Stored entries:
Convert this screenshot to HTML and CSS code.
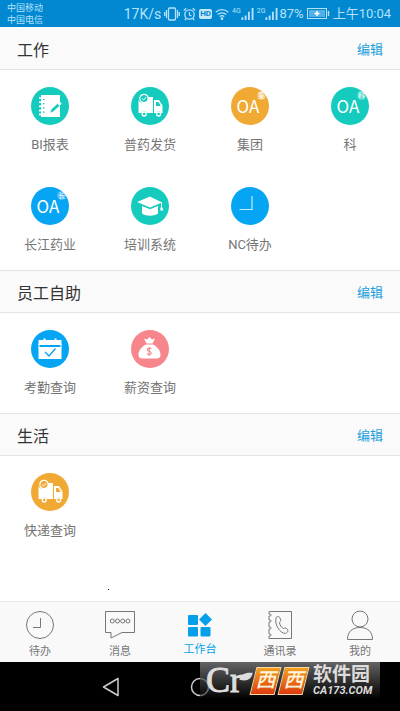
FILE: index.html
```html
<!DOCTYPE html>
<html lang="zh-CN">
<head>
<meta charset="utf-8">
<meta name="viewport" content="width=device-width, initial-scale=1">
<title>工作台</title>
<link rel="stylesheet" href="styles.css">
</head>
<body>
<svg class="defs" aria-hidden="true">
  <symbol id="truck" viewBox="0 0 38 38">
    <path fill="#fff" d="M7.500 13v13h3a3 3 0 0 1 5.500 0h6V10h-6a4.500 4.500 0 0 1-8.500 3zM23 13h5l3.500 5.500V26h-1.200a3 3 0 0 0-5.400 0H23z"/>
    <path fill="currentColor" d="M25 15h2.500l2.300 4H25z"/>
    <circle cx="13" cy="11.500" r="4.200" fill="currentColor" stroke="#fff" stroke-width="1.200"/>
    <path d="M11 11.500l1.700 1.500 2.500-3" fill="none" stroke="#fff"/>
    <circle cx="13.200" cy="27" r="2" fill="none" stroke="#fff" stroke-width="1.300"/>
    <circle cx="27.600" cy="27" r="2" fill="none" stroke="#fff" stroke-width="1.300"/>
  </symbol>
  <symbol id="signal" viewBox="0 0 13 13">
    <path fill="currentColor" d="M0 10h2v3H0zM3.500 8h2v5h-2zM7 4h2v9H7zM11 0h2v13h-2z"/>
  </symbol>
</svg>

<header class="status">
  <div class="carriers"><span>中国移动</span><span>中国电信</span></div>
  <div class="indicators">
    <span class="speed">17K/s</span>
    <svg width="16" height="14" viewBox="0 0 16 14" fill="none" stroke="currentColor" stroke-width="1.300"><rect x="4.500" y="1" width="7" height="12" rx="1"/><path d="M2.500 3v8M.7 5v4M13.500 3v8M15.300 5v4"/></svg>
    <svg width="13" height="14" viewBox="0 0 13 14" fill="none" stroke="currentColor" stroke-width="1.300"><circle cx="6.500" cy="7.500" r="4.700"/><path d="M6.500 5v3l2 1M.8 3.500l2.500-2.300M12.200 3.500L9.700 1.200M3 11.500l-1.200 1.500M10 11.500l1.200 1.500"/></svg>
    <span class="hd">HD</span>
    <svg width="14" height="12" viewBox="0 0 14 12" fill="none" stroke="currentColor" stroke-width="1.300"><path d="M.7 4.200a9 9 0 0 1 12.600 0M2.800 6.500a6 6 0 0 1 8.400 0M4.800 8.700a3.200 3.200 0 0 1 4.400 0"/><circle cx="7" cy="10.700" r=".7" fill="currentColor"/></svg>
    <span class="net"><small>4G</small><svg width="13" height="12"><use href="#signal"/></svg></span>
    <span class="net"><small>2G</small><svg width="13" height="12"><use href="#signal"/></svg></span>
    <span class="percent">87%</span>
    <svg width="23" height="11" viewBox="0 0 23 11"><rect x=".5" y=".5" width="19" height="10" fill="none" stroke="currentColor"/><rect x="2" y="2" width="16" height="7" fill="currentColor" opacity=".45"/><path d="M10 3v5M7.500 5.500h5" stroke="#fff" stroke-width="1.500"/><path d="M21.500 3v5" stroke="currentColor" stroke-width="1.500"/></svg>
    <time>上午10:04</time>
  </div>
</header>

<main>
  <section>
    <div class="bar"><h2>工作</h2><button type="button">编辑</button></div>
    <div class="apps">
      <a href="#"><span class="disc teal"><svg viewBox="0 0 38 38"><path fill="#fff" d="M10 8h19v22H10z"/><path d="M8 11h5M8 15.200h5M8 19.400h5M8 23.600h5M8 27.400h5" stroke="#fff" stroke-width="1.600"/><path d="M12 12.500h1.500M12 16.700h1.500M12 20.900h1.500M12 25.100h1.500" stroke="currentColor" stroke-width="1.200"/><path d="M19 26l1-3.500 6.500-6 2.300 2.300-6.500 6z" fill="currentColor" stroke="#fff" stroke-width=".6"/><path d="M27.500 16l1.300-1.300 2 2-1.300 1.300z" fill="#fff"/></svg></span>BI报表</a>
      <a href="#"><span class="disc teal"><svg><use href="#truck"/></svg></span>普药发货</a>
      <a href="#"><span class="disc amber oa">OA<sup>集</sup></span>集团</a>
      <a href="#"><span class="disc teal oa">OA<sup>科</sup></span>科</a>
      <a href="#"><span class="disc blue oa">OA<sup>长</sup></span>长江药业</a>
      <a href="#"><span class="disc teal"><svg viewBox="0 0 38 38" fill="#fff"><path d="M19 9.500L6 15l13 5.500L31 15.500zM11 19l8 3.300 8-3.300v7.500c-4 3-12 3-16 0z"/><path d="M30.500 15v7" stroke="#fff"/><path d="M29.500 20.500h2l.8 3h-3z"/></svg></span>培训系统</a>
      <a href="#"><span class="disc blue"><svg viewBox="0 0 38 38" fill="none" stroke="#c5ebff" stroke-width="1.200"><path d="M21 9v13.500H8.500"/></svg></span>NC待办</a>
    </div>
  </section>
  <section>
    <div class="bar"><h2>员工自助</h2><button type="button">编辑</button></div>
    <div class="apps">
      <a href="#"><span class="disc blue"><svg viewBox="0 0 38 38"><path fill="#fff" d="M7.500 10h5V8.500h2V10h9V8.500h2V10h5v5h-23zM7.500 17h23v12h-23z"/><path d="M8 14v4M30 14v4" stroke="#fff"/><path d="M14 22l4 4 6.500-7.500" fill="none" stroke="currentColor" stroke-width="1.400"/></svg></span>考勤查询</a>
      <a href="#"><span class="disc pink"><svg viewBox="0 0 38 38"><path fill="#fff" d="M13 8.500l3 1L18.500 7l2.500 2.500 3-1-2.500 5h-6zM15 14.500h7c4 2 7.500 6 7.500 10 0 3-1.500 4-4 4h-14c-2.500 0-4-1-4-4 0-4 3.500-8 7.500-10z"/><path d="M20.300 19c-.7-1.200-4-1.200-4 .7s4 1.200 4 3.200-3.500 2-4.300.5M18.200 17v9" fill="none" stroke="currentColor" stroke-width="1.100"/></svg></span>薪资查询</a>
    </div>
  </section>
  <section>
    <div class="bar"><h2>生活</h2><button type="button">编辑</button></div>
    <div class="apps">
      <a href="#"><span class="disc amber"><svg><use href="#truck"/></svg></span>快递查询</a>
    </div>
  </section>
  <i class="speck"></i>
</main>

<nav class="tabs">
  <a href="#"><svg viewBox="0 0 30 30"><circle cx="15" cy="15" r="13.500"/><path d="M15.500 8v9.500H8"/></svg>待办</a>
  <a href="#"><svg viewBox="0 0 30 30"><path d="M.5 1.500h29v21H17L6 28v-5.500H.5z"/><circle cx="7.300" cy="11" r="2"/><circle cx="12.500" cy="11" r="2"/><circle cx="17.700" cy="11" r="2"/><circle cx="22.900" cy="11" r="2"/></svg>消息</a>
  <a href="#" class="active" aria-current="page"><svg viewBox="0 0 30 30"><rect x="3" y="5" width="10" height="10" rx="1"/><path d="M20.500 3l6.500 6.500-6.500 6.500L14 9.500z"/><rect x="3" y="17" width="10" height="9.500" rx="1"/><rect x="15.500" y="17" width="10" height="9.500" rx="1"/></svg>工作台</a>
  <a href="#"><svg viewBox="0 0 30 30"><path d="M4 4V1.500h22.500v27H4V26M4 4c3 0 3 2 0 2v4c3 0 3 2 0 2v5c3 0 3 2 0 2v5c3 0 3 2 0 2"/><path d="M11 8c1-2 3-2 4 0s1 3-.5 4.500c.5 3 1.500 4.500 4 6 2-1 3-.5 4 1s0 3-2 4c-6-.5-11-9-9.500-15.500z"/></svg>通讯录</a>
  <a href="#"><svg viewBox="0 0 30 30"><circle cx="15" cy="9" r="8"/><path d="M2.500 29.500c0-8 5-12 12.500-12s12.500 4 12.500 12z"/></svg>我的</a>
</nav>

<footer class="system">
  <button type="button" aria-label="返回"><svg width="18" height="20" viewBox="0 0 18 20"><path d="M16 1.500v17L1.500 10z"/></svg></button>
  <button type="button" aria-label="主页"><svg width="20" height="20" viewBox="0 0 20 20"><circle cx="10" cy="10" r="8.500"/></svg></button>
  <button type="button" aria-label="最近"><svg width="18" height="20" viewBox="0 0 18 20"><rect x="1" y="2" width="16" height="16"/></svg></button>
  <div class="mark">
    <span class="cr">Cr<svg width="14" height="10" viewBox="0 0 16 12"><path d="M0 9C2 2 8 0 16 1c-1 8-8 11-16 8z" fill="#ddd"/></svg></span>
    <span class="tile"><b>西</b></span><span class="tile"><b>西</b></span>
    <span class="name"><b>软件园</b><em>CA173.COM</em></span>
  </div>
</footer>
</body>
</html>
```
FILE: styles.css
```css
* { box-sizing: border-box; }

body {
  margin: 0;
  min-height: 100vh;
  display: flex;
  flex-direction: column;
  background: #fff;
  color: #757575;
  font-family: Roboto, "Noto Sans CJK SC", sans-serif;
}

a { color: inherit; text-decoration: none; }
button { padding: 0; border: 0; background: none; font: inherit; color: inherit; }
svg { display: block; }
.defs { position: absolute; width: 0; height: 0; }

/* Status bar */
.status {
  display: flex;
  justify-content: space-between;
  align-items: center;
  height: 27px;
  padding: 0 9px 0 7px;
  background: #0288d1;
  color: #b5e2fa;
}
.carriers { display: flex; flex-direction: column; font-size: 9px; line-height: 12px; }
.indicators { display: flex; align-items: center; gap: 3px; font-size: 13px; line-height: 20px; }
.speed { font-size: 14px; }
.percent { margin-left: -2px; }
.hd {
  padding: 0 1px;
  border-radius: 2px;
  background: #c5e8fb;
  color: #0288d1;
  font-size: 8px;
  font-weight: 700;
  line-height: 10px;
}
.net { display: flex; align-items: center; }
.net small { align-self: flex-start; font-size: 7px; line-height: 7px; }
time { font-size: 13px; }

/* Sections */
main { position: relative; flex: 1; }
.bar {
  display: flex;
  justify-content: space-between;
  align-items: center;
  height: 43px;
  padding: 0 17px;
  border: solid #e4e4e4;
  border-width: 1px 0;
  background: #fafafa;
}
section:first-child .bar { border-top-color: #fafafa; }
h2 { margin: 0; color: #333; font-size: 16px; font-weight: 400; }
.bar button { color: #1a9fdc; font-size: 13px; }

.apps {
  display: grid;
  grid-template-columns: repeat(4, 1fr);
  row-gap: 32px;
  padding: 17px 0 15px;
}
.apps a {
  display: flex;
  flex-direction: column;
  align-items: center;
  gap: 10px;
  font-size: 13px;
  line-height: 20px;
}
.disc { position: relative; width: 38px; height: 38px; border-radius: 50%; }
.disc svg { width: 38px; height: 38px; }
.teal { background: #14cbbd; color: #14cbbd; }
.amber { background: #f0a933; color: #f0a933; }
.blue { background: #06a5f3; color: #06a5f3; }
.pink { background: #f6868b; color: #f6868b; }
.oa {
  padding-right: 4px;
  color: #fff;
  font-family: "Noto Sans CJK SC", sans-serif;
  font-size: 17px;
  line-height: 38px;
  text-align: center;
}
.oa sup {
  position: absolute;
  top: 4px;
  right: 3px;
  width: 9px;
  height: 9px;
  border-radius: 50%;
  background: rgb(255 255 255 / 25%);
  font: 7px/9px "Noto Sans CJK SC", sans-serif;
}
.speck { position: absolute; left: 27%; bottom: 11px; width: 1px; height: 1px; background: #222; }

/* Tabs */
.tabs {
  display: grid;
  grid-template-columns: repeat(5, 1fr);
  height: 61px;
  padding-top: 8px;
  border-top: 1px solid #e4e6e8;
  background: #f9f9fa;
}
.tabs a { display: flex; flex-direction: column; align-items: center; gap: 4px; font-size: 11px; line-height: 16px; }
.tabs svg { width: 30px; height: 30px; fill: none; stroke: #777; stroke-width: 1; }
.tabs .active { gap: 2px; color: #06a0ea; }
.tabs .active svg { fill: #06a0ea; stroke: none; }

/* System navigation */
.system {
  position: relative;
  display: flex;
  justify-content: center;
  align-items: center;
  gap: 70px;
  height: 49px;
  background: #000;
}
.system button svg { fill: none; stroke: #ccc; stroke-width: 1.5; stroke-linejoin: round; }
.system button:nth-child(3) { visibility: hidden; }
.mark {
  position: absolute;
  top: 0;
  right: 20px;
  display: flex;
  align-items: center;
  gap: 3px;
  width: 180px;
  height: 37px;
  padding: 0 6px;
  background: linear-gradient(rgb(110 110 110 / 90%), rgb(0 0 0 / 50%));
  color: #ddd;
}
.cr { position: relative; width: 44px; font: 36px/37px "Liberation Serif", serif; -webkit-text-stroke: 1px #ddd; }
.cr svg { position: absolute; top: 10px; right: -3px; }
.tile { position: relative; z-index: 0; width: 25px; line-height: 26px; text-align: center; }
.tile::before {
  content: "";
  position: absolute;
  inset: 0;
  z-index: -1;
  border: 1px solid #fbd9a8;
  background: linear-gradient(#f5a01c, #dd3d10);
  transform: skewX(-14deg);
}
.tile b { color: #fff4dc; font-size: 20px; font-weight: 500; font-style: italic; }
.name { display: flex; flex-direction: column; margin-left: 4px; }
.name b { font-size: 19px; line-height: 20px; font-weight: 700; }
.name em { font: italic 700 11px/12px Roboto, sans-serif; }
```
* * *
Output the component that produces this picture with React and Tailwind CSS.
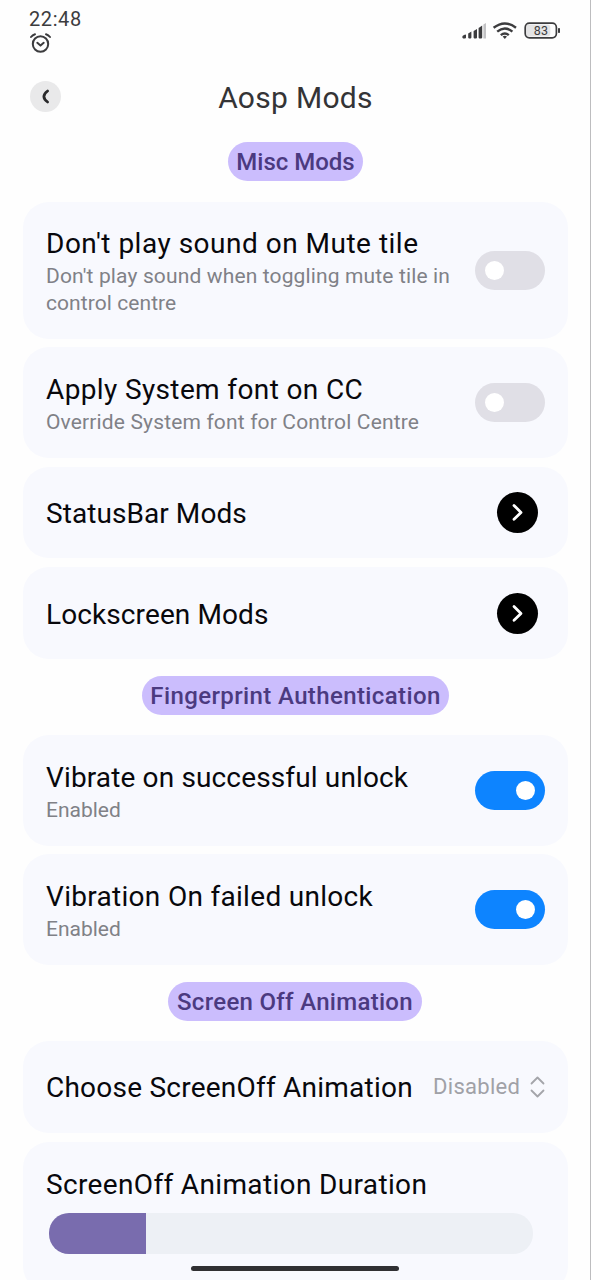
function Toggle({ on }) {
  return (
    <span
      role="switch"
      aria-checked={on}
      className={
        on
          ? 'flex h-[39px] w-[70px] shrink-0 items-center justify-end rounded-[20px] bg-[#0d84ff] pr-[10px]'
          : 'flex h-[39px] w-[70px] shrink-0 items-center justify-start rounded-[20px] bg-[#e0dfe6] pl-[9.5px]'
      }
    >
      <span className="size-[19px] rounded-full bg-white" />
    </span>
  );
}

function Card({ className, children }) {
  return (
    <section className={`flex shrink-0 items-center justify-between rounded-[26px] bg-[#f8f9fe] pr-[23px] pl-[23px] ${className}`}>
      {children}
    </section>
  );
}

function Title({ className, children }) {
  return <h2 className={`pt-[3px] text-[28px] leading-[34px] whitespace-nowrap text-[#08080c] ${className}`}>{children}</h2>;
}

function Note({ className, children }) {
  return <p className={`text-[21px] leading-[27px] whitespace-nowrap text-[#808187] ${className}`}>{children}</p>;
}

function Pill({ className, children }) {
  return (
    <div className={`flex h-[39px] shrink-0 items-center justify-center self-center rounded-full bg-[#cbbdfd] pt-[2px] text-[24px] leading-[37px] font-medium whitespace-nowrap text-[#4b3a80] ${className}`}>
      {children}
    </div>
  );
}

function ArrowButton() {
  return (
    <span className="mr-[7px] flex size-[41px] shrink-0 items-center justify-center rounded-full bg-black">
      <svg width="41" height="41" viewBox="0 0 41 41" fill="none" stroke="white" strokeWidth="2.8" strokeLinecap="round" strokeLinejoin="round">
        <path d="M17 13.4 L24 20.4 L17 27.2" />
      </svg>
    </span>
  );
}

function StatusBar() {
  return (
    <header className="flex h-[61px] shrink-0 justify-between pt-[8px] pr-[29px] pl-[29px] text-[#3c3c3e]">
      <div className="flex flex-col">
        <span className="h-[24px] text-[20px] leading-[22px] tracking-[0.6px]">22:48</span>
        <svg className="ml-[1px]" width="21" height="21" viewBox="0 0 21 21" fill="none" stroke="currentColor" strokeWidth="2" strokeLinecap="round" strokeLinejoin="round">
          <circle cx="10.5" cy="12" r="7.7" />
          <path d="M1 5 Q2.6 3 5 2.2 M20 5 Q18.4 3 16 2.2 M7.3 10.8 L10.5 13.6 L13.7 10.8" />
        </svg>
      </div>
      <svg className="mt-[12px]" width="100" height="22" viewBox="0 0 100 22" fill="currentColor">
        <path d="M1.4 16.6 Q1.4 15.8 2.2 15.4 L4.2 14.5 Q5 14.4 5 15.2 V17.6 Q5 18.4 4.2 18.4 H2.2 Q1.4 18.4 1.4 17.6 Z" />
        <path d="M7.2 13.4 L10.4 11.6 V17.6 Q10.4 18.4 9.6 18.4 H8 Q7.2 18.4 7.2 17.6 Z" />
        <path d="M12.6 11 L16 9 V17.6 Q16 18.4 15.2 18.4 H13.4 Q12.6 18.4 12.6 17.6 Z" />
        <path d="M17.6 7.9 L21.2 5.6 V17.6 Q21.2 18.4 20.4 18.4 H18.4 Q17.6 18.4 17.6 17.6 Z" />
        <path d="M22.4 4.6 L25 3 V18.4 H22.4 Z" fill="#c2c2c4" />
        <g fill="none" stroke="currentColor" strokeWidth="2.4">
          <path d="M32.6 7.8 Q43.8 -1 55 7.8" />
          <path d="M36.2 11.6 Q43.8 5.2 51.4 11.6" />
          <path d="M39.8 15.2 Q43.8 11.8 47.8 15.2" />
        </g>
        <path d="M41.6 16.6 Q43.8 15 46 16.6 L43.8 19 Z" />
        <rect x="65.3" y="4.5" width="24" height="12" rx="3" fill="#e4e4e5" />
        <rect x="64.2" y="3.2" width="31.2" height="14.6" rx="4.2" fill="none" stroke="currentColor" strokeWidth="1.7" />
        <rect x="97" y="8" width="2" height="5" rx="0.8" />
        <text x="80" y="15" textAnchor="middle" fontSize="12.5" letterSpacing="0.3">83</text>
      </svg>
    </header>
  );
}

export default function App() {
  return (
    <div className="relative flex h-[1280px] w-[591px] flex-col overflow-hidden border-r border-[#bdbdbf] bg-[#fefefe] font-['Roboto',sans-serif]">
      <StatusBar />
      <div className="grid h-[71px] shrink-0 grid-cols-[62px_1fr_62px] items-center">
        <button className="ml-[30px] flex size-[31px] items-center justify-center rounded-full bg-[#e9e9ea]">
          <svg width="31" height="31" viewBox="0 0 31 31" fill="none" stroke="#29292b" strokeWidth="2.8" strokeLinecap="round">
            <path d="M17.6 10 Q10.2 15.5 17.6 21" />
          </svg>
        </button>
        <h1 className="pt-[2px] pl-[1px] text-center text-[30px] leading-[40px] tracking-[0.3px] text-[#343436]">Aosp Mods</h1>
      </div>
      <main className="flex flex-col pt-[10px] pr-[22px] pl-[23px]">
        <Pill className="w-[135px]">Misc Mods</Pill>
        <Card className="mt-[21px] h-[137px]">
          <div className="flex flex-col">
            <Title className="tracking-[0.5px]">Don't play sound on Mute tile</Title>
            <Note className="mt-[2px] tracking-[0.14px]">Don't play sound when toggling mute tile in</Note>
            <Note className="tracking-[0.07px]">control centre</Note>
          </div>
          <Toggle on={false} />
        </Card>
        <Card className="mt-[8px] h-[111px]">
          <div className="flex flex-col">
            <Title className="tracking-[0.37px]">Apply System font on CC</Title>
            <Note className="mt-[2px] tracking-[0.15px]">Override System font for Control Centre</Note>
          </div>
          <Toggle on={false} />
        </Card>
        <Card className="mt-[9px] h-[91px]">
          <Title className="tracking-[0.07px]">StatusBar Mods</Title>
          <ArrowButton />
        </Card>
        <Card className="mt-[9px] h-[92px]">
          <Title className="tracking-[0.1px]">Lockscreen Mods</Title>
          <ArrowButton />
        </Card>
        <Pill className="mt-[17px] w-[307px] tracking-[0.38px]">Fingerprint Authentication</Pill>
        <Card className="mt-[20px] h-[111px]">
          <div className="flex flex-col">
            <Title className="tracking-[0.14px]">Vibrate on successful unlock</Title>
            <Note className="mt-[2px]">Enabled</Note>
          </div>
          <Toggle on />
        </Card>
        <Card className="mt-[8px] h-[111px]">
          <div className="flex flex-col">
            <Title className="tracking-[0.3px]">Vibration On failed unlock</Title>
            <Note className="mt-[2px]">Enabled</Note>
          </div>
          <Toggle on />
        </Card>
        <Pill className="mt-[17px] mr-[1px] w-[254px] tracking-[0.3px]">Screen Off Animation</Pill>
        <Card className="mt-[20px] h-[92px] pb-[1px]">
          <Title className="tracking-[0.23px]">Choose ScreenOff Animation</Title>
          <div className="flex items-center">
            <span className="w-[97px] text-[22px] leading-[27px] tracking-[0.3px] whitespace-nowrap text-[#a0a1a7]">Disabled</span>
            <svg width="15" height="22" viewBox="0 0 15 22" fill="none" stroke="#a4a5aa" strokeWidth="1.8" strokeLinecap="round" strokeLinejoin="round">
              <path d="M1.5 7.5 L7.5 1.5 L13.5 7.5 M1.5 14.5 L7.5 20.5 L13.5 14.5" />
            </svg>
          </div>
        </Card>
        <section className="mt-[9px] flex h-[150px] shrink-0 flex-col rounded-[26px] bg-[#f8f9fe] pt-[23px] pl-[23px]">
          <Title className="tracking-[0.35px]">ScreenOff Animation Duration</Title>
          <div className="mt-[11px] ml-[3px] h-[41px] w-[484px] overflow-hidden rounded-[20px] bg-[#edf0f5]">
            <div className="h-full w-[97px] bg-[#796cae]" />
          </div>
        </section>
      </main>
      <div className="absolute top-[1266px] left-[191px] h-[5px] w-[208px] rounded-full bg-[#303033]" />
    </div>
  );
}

# PROBLEM TO WORK ON
Using the entries above, tally how many lines have the word "this" in them; write the number and nothing more.

# REPLY
2